Wind lidar is one of the biggest changes to occur in wind energy in recent decades. The use of lasers to measure wind vectors remotely has enabled many new developments, including lidar-assisted control of wind turbines and wind plants, and has directly contributed to the growth of offshore wind. 

In this contribution we consider several case studies of how wind lidar technologies were developed or adapted for new applications, and commercialised. 

These case studies include:

• Vertical profiling wind lidar for ground-based resource assessment. Initially launched as a commercial product in the mid 2000’s, wind lidar were initially seen as research devices that could measure up to the rotor tip, reducing the need for wind profile extrapolation and thus reducing uncertainty. Early adopters sought to standardise their use for resource assessment (i.e., vertically-resolved wind speed and direction profiles) through IEA Wind Task 11. In 2011 IEA Wind Task 32 started developing a Recommended Practices document that was adopted in 2013. In 2017 an IEC Standard (IEC 61400-12-1) provided a framework for their use in some applications. Since then, the “Consortium for the advancement of remote sensing” (CFARS) has been actively promoting the use of wind lidar, backed up with evidence from industry users. Now, in 2021, wind lidar are widely accepted for use in flat terrain. The focus over the past few years has shifted to the potential for wind lidar to completely replace met masts. As a result, there is great interest in their ability to measure turbulence, and in their ability to be used in all terrain. These remain the major themes of research at this time.
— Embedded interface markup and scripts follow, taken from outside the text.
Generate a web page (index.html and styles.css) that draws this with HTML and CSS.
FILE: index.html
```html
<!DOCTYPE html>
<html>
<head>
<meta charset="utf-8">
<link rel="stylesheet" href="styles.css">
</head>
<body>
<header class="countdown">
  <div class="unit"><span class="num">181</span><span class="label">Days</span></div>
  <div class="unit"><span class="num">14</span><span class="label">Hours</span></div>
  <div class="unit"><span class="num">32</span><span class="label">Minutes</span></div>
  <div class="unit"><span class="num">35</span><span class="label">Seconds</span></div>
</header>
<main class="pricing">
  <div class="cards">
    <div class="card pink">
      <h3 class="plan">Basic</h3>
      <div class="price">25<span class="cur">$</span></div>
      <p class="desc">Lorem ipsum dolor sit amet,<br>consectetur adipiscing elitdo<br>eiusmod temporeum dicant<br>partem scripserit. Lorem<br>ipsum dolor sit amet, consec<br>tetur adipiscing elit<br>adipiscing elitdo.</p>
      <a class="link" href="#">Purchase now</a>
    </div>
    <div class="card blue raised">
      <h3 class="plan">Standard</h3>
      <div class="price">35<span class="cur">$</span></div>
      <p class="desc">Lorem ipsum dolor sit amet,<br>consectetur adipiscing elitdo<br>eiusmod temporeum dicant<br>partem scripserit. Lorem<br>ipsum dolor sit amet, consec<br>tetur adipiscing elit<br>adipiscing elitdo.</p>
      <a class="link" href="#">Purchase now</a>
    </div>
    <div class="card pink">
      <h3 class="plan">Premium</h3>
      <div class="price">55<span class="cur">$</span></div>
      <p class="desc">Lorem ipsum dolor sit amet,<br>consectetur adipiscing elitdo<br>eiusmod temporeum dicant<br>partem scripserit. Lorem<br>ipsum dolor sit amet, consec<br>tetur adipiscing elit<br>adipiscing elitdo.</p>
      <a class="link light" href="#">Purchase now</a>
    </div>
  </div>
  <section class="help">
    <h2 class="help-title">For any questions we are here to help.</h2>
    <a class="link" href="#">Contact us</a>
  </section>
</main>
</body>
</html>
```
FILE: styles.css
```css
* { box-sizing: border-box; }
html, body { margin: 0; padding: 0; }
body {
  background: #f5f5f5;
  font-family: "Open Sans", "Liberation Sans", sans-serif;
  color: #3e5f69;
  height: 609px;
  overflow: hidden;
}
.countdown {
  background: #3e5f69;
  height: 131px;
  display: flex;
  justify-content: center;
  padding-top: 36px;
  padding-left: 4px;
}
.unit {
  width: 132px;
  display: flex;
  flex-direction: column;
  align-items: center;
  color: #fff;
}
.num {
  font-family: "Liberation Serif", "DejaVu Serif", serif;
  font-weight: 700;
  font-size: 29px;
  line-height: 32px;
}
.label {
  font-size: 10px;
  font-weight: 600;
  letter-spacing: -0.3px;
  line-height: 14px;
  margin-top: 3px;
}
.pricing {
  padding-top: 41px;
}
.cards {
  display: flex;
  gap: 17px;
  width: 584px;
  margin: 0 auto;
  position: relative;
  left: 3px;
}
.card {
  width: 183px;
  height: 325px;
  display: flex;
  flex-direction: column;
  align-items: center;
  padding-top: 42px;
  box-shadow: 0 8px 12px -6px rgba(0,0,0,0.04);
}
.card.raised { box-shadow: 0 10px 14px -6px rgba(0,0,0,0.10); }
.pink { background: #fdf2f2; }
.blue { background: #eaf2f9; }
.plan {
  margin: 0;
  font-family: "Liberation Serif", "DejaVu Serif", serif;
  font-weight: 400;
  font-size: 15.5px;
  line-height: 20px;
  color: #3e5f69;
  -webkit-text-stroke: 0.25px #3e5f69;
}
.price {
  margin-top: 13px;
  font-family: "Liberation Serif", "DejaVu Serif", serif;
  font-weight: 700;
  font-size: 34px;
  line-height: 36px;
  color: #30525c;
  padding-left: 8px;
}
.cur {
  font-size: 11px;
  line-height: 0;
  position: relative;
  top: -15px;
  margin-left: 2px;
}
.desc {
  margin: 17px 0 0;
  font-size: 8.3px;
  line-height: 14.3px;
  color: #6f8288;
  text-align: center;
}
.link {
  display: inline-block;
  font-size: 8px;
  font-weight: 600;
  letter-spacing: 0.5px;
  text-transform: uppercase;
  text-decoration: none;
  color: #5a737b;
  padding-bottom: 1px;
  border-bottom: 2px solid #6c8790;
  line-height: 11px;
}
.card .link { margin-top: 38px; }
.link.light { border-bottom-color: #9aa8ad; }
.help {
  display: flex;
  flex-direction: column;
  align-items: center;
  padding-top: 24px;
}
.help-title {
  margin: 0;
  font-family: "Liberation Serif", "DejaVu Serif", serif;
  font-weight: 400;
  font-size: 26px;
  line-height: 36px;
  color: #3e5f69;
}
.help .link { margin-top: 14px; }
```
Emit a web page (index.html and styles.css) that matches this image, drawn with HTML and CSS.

• Forward-looking lidar for wind turbine control offers the potential to reduce turbine loads and fatigue, and would enable larger wind turbines in future. Lidar-assisted controls may also be key to improve the control performance of floating offshore wind turbines. And, due to collaboration between multiple stakeholders the advantages of designing a wind turbine with feed-forward lidar control are becoming clearer. Despite their potential benefits, the adoption of wind lidar for feed-forward control has been slower than other applications; this stems from the general complexity and difficulty of reliably and safely integrating a wind lidar into the wind turbine control system in such a way that the turbine can still be certified. Work continues to generate evidence for the safe and reliable deployment of lidar for this application

For each case study we identify some of the main drivers for the adoption of wind lidar, some of the challenges that were experienced on the way, and discuss what steps remain. Our goal is to familiarise the wind energy research and development community with the process of technology transfer and the various actors that are involved.